> [SOURCE EXCERPT]:
════════════════════

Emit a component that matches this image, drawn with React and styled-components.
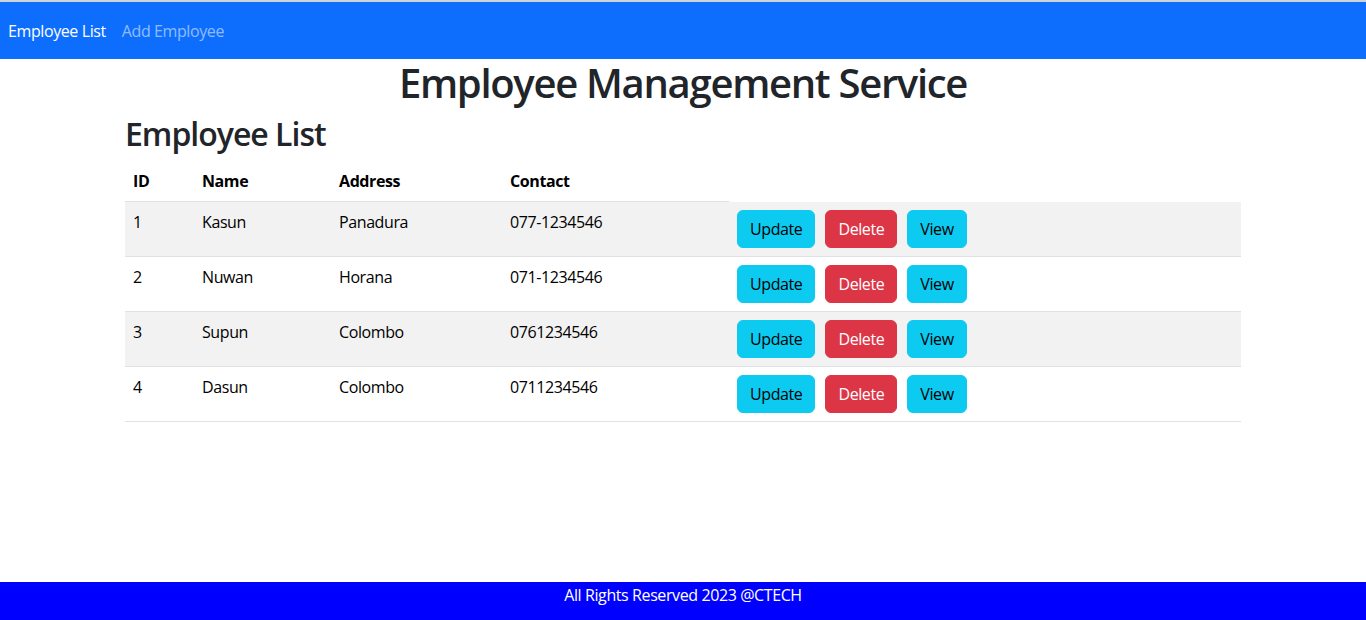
import React from 'react';
import styled, {createGlobalStyle} from 'styled-components';

const GlobalStyle = createGlobalStyle`
    html, body {
        margin: 0;
        padding: 0;
    }
    body {
        font-family: "Open Sans", "Noto Sans", sans-serif;
        font-size: 16px;
        line-height: 1.5;
        letter-spacing: -0.4px;
        color: #212529;
        background: #fff;
    }
    * {
        box-sizing: border-box;
    }
`

const Page = styled.div`
    display: flex;
    flex-direction: column;
    min-height: 100vh;
`

// 상단 네비게이션
const NavBar = styled.nav`
    display: flex;
    align-items: center;
    height: 59px;
    border-top: 2px solid #cfd2d6;
    background-color: #0d6efd;
    padding: 1px 0 0 8px;
`

const NavLink = styled.a`
    padding: 8px 16px 8px 0;
    color: ${props => props.active ? '#fff' : 'rgba(255, 255, 255, 0.55)'};
    text-decoration: none;
    font-size: 16px;
    cursor: pointer;
`

const Main = styled.main`
    flex: 1;
`

const Title = styled.h1`
    margin: 0 0 8px;
    text-align: center;
    font-size: 40px;
    font-weight: 600;
    letter-spacing: -1.3px;
    line-height: 1.2;
`

const Container = styled.div`
    width: 1140px;
    margin: 0 auto;
    padding: 0 12px;
`

const SubTitle = styled.h2`
    margin: 0 0 8px;
    font-size: 32px;
    font-weight: 600;
    letter-spacing: -1px;
    line-height: 1.2;
`

const Table = styled.table`
    width: 100%;
    border-collapse: collapse;
    color: #000;
`

const Th = styled.th`
    width: ${props => props.w}px;
    padding: 8px;
    text-align: left;
    font-weight: 700;
    border-bottom: 1px solid #dee2e6;
`

const Row = styled.tr`
    background-color: ${props => props.striped ? '#f2f2f2' : '#fff'};
`

const Td = styled.td`
    padding: 8px;
    vertical-align: top;
    border-bottom: 1px solid #dee2e6;
`

const ActionCell = styled(Td)`
    display: flex;
    gap: 10px;
`

const Btn = styled.button`
    font-family: inherit;
    font-size: 16px;
    line-height: 1.5;
    letter-spacing: -0.4px;
    padding: 6px 12px;
    border: 1px solid ${props => props.danger ? '#dc3545' : '#0dcaf0'};
    border-radius: 6px;
    background-color: ${props => props.danger ? '#dc3545' : '#0dcaf0'};
    color: ${props => props.danger ? '#fff' : '#000'};
    cursor: pointer;
`

const Footer = styled.footer`
    height: 38px;
    padding-top: 1px;
    background-color: #0000ff;
    color: #fff;
    text-align: center;
`

const employees = [
    {id: 1, name: 'Kasun', address: 'Panadura', contact: '077-1234546'},
    {id: 2, name: 'Nuwan', address: 'Horana', contact: '071-1234546'},
    {id: 3, name: 'Supun', address: 'Colombo', contact: '0761234546'},
    {id: 4, name: 'Dasun', address: 'Colombo', contact: '0711234546'},
]

const App = () => {
    return (
        <Page>
            <GlobalStyle/>
            <NavBar>
                <NavLink active>Employee List</NavLink>
                <NavLink>Add Employee</NavLink>
            </NavBar>
            <Main>
                <Title>Employee Management Service</Title>
                <Container>
                    <SubTitle>Employee List</SubTitle>
                    <Table>
                        <thead>
                            <tr>
                                <Th w={69}>ID</Th>
                                <Th w={137}>Name</Th>
                                <Th w={171}>Address</Th>
                                <Th w={227}>Contact</Th>
                            </tr>
                        </thead>
                        <tbody>
                            {
                                employees.map((e, i) => (
                                    <Row key={e.id} striped={i % 2 === 0}>
                                        <Td>{e.id}</Td>
                                        <Td>{e.name}</Td>
                                        <Td>{e.address}</Td>
                                        <Td>{e.contact}</Td>
                                        <ActionCell>
                                            <Btn>Update</Btn>
                                            <Btn danger>Delete</Btn>
                                            <Btn>View</Btn>
                                        </ActionCell>
                                    </Row>
                                ))
                            }
                        </tbody>
                    </Table>
                </Container>
            </Main>
            <Footer>All Rights Reserved 2023 @CTECH</Footer>
        </Page>
    )
}

export default App;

════════════════════

> [WORK TO COMPLETE]: Repeat the lines above exactly, and keep every picture out.

> [PROBLEM SOLUTION]:
Emit a component that matches this image, drawn with React and styled-components.
import React from 'react';
import styled, {createGlobalStyle} from 'styled-components';

const GlobalStyle = createGlobalStyle`
    html, body {
        margin: 0;
        padding: 0;
    }
    body {
        font-family: "Open Sans", "Noto Sans", sans-serif;
        font-size: 16px;
        line-height: 1.5;
        letter-spacing: -0.4px;
        color: #212529;
        background: #fff;
    }
    * {
        box-sizing: border-box;
    }
`

const Page = styled.div`
    display: flex;
    flex-direction: column;
    min-height: 100vh;
`

// 상단 네비게이션
const NavBar = styled.nav`
    display: flex;
    align-items: center;
    height: 59px;
    border-top: 2px solid #cfd2d6;
    background-color: #0d6efd;
    padding: 1px 0 0 8px;
`

const NavLink = styled.a`
    padding: 8px 16px 8px 0;
    color: ${props => props.active ? '#fff' : 'rgba(255, 255, 255, 0.55)'};
    text-decoration: none;
    font-size: 16px;
    cursor: pointer;
`

const Main = styled.main`
    flex: 1;
`

const Title = styled.h1`
    margin: 0 0 8px;
    text-align: center;
    font-size: 40px;
    font-weight: 600;
    letter-spacing: -1.3px;
    line-height: 1.2;
`

const Container = styled.div`
    width: 1140px;
    margin: 0 auto;
    padding: 0 12px;
`

const SubTitle = styled.h2`
    margin: 0 0 8px;
    font-size: 32px;
    font-weight: 600;
    letter-spacing: -1px;
    line-height: 1.2;
`

const Table = styled.table`
    width: 100%;
    border-collapse: collapse;
    color: #000;
`

const Th = styled.th`
    width: ${props => props.w}px;
    padding: 8px;
    text-align: left;
    font-weight: 700;
    border-bottom: 1px solid #dee2e6;
`

const Row = styled.tr`
    background-color: ${props => props.striped ? '#f2f2f2' : '#fff'};
`

const Td = styled.td`
    padding: 8px;
    vertical-align: top;
    border-bottom: 1px solid #dee2e6;
`

const ActionCell = styled(Td)`
    display: flex;
    gap: 10px;
`

const Btn = styled.button`
    font-family: inherit;
    font-size: 16px;
    line-height: 1.5;
    letter-spacing: -0.4px;
    padding: 6px 12px;
    border: 1px solid ${props => props.danger ? '#dc3545' : '#0dcaf0'};
    border-radius: 6px;
    background-color: ${props => props.danger ? '#dc3545' : '#0dcaf0'};
    color: ${props => props.danger ? '#fff' : '#000'};
    cursor: pointer;
`

const Footer = styled.footer`
    height: 38px;
    padding-top: 1px;
    background-color: #0000ff;
    color: #fff;
    text-align: center;
`

const employees = [
    {id: 1, name: 'Kasun', address: 'Panadura', contact: '077-1234546'},
    {id: 2, name: 'Nuwan', address: 'Horana', contact: '071-1234546'},
    {id: 3, name: 'Supun', address: 'Colombo', contact: '0761234546'},
    {id: 4, name: 'Dasun', address: 'Colombo', contact: '0711234546'},
]

const App = () => {
    return (
        <Page>
            <GlobalStyle/>
            <NavBar>
                <NavLink active>Employee List</NavLink>
                <NavLink>Add Employee</NavLink>
            </NavBar>
            <Main>
                <Title>Employee Management Service</Title>
                <Container>
                    <SubTitle>Employee List</SubTitle>
                    <Table>
                        <thead>
                            <tr>
                                <Th w={69}>ID</Th>
                                <Th w={137}>Name</Th>
                                <Th w={171}>Address</Th>
                                <Th w={227}>Contact</Th>
                            </tr>
                        </thead>
                        <tbody>
                            {
                                employees.map((e, i) => (
                                    <Row key={e.id} striped={i % 2 === 0}>
                                        <Td>{e.id}</Td>
                                        <Td>{e.name}</Td>
                                        <Td>{e.address}</Td>
                                        <Td>{e.contact}</Td>
                                        <ActionCell>
                                            <Btn>Update</Btn>
                                            <Btn danger>Delete</Btn>
                                            <Btn>View</Btn>
                                        </ActionCell>
                                    </Row>
                                ))
                            }
                        </tbody>
                    </Table>
                </Container>
            </Main>
            <Footer>All Rights Reserved 2023 @CTECH</Footer>
        </Page>
    )
}

export default App;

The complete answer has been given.